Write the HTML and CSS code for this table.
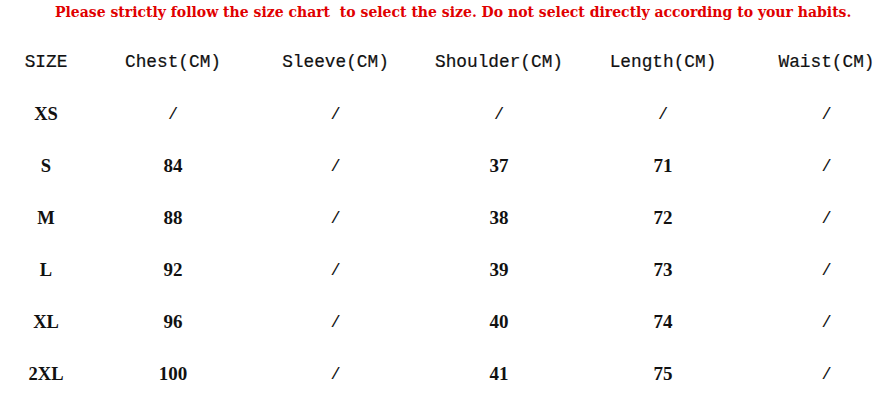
FILE: index.html
```html
<!DOCTYPE html>
<html>
<head>
<meta charset="utf-8">
<link rel="stylesheet" href="styles.css">
</head>
<body>
<div class="page">
  <p class="notice">Please strictly follow the size chart&nbsp; to select the size. Do not select directly according to your habits.</p>
  <div class="chart">
    <div class="row head">
      <span>SIZE</span><span>Chest(CM)</span><span>Sleeve(CM)</span><span>Shoulder(CM)</span><span>Length(CM)</span><span>Waist(CM)</span>
    </div>
    <div class="row">
      <span class="size">XS</span><span class="na">/</span><span class="na">/</span><span class="na">/</span><span class="na">/</span><span class="na">/</span>
    </div>
    <div class="row">
      <span class="size">S</span><span>84</span><span class="na">/</span><span>37</span><span>71</span><span class="na">/</span>
    </div>
    <div class="row">
      <span class="size">M</span><span>88</span><span class="na">/</span><span>38</span><span>72</span><span class="na">/</span>
    </div>
    <div class="row">
      <span class="size">L</span><span>92</span><span class="na">/</span><span>39</span><span>73</span><span class="na">/</span>
    </div>
    <div class="row">
      <span class="size">XL</span><span>96</span><span class="na">/</span><span>40</span><span>74</span><span class="na">/</span>
    </div>
    <div class="row">
      <span class="size">2XL</span><span>100</span><span class="na">/</span><span>41</span><span>75</span><span class="na">/</span>
    </div>
  </div>
</div>
</body>
</html>
```

FILE: styles.css
```css
html, body {
  margin: 0;
  padding: 0;
  background: #ffffff;
  overflow: hidden;
}
.page {
  width: 879px;
  height: 404px;
  overflow: hidden;
}
.notice {
  margin: 0;
  height: 24px;
  line-height: 24px;
  padding-left: 55px;
  font-family: "DejaVu Serif", serif;
  font-weight: bold;
  font-size: 14px;
  color: #e00000;
  white-space: nowrap;
}
.chart {
  margin-top: 12px;
}
.row {
  display: grid;
  grid-template-columns: 92px 162px 163px 164px 164px 163px;
  height: 52px;
  align-items: center;
  justify-items: center;
  font-family: "Liberation Serif", serif;
  font-weight: bold;
  font-size: 19px;
  color: #111111;
}
.row.head {
  font-family: "Liberation Mono", monospace;
  font-weight: normal;
  font-size: 17.8px;
  -webkit-text-stroke: 0.2px #111111;
}
.size {
  font-size: 18.5px;
}
.na {
  font-family: "Liberation Mono", monospace;
  font-weight: normal;
  font-size: 17px;
}
```
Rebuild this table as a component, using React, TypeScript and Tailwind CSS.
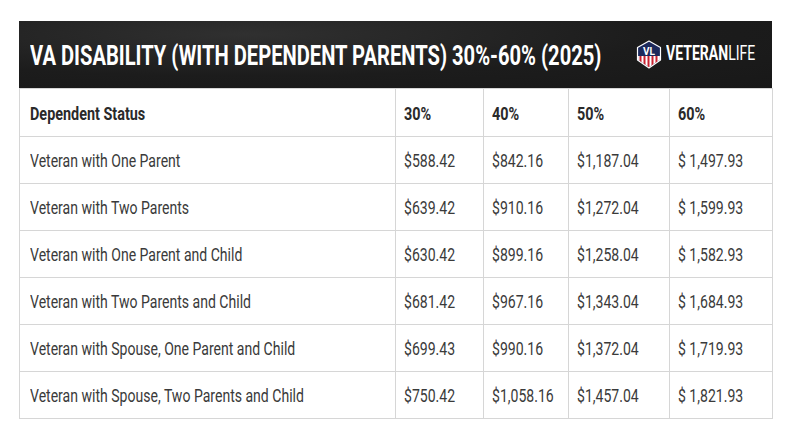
import React from "react";

const rows = [
  ["Veteran with One Parent", "$588.42", "$842.16", "$1,187.04", "$ 1,497.93"],
  ["Veteran with Two Parents", "$639.42", "$910.16", "$1,272.04", "$ 1,599.93"],
  ["Veteran with One Parent and Child", "$630.42", "$899.16", "$1,258.04", "$ 1,582.93"],
  ["Veteran with Two Parents and Child", "$681.42", "$967.16", "$1,343.04", "$ 1,684.93"],
  ["Veteran with Spouse, One Parent and Child", "$699.43", "$990.16", "$1,372.04", "$ 1,719.93"],
  ["Veteran with Spouse, Two Parents and Child", "$750.42", "$1,058.16", "$1,457.04", "$ 1,821.93"],
];

const headers = ["Dependent Status", "30%", "40%", "50%", "60%"];

function Logo() {
  return (
    <div className="flex items-center w-[131px]">
      <svg width="26" height="29" viewBox="0 0 26 29" className="shrink-0">
        <path d="M13 1 L24.5 7.5 L24.5 20 L13 28 L1.5 20 L1.5 7.5 Z" fill="#1d2a5c" stroke="#fff" strokeWidth="1.2" strokeLinejoin="round" />
        <clipPath id="lower">
          <path d="M2.1 16 L23.9 16 L23.9 19.7 L13 27.3 L2.1 19.7 Z" />
        </clipPath>
        <g clipPath="url(#lower)">
          <rect x="0" y="16" width="26" height="13" fill="#fff" />
          <rect x="3.5" y="16" width="2" height="13" fill="#c8202f" />
          <rect x="7.5" y="16" width="2" height="13" fill="#c8202f" />
          <rect x="11.5" y="16" width="2" height="13" fill="#c8202f" />
          <rect x="15.5" y="16" width="2" height="13" fill="#c8202f" />
          <rect x="19.5" y="16" width="2" height="13" fill="#c8202f" />
        </g>
        <text x="13" y="14.5" textAnchor="middle" fontSize="10" fontWeight="700" fill="#fff" fontFamily="Roboto, sans-serif">VL</text>
      </svg>
      <div className="w-[100px] shrink-0 pl-[4px] overflow-visible">
        <span className="inline-block origin-left scale-x-[0.72] whitespace-nowrap text-[19.5px] leading-none text-white">
          <span className="font-bold">VETERAN</span>
          <span className="font-normal">LIFE</span>
        </span>
      </div>
    </div>
  );
}

export default function App() {
  return (
    <div className="w-[800px] h-[442px] bg-white pt-[21px] pl-[19px] font-['Roboto',sans-serif]">
      <div className="w-[753px]">
        <div className="h-[67px] bg-[#1e1e1e] bg-[radial-gradient(ellipse_at_30%_20%,#303030_0%,#1c1c1c_55%,#181818_100%)] flex items-center pl-[11px]">
          <h1 className="flex-1 min-w-0 whitespace-nowrap text-white text-[28px] font-bold leading-none pt-[2px]">
            <span className="inline-block origin-left scale-x-[0.72]">VA DISABILITY (WITH DEPENDENT PARENTS) 30%-60% (2025)</span>
          </h1>
          <div className="shrink-0 pr-[5px]">
            <Logo />
          </div>
        </div>
        <table className="border-collapse w-[753px] table-fixed text-[#2a2a2a]">
          <colgroup>
            <col className="w-[376px]" />
            <col className="w-[88px]" />
            <col className="w-[85px]" />
            <col className="w-[101px]" />
            <col className="w-[103px]" />
          </colgroup>
          <thead>
            <tr className="h-[48px]">
              {headers.map((h, i) => (
                <th
                  key={h}
                  className={`border border-[#d6d6d6] text-left font-bold text-[18px] pt-[2px] overflow-hidden ${i === 0 ? "pl-[10px]" : "pl-[8px]"}`}
                >
                  <span className="inline-block origin-left scale-x-[0.8] whitespace-nowrap">{h}</span>
                </th>
              ))}
            </tr>
          </thead>
          <tbody>
            {rows.map((r) => (
              <tr key={r[0]} className="h-[47px]">
                {r.map((c, i) => (
                  <td
                    key={i}
                    className={`border border-[#d6d6d6] text-[18px] font-normal pt-[1px] text-[#3a3a3a] overflow-hidden ${i === 0 ? "pl-[10px]" : "pl-[8px]"}`}
                  >
                    <span className="inline-block origin-left scale-x-[0.78] whitespace-nowrap">{c}</span>
                  </td>
                ))}
              </tr>
            ))}
          </tbody>
        </table>
      </div>
    </div>
  );
}
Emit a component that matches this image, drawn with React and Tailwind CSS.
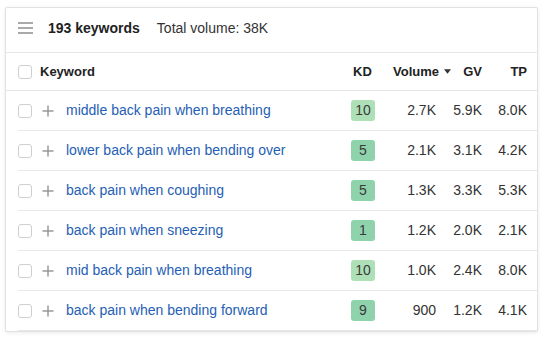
import React from 'react';

const rows = [
  { kw: 'middle back pain when breathing', kd: 10, vol: '2.7K', gv: '5.9K', tp: '8.0K' },
  { kw: 'lower back pain when bending over', kd: 5, vol: '2.1K', gv: '3.1K', tp: '4.2K' },
  { kw: 'back pain when coughing', kd: 5, vol: '1.3K', gv: '3.3K', tp: '5.3K' },
  { kw: 'back pain when sneezing', kd: 1, vol: '1.2K', gv: '2.0K', tp: '2.1K' },
  { kw: 'mid back pain when breathing', kd: 10, vol: '1.0K', gv: '2.4K', tp: '8.0K' },
  { kw: 'back pain when bending forward', kd: 9, vol: '900', gv: '1.2K', tp: '4.1K' },
];

const Checkbox = () => (
  <span className="block w-[14px] h-[14px] shrink-0 rounded-[3px] border border-[#cfcfcf] bg-white" />
);

const Plus = () => (
  <svg width="12" height="12" viewBox="0 0 12 12" className="shrink-0">
    <path d="M6 0.5v11M0.5 6h11" stroke="#999" strokeWidth="1.5" />
  </svg>
);

const App = () => {
  return (
    <div className="w-[541px] h-[337px] bg-white pt-[7px] pl-[5px] font-['Liberation_Sans',Arial,sans-serif] text-[#333]">
      <div className="w-[533px] h-[325px] border border-[#e2e2e2] rounded-[2px] shadow-[0_1px_4px_rgba(0,0,0,0.08)] bg-white overflow-hidden">
        {/* Summary bar */}
        <div className="h-[45px] flex items-center pl-[12px] pb-[4px] border-b border-[#e6e6e6]">
          <svg width="15" height="12" viewBox="0 0 15 12">
            <path d="M0 1h15M0 6h15M0 11h15" stroke="#a9a9a9" strokeWidth="2" />
          </svg>
          <span className="ml-[15px] text-[14px] font-bold text-[#222]">193 keywords</span>
          <span className="ml-[17px] text-[14px] text-[#333]">Total volume: 38K</span>
        </div>

        {/* Column headers */}
        <div className="h-[38px] flex items-center pl-[12px] pr-[10px] border-b border-[#e6e6e6] text-[13px] font-bold text-[#222]">
          <Checkbox />
          <span className="ml-[8px] flex-1">Keyword</span>
          <span className="w-[48px] pl-[14px]">KD</span>
          <span className="w-[64px] pl-[6px] flex items-center gap-[5px]">
            Volume
            <svg width="8" height="5" viewBox="0 0 8 5">
              <path d="M0 0h8L4 5z" fill="#333" />
            </svg>
          </span>
          <span className="w-[31px] text-right">GV</span>
          <span className="w-[45px] text-right">TP</span>
        </div>

        {/* Rows */}
        {rows.map((r) => (
          <div key={r.kw} className="ml-[12px] pr-[10px] h-[40px] flex items-center border-b border-[#e8e8e8] text-[14px]">
            <Checkbox />
            <span className="ml-[10px]"><Plus /></span>
            <a href="#" className="ml-[12px] flex-1 text-[#2560b4]">{r.kw}</a>
            <span className="w-[48px] flex justify-center">
              <span
                className={
                  'w-[24px] h-[21px] rounded-[3px] flex items-center justify-center text-[#3a3a3a] ' +
                  (r.kd >= 10 ? 'bg-[#aee0b8]' : 'bg-[#8fd3ad]')
                }
              >
                {r.kd}
              </span>
            </span>
            <span className="w-[49px] text-right">{r.vol}</span>
            <span className="w-[46px] text-right">{r.gv}</span>
            <span className="w-[45px] text-right">{r.tp}</span>
          </div>
        ))}
      </div>
    </div>
  );
};

export default App;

□ □ □

Goal of the exercise: Print exactly the lines from the line containing "Emit a component" through the line containing "import React from 'react';", and omit any picture found among them.

Task response:
Emit a component that matches this image, drawn with React and Tailwind CSS.
import React from 'react';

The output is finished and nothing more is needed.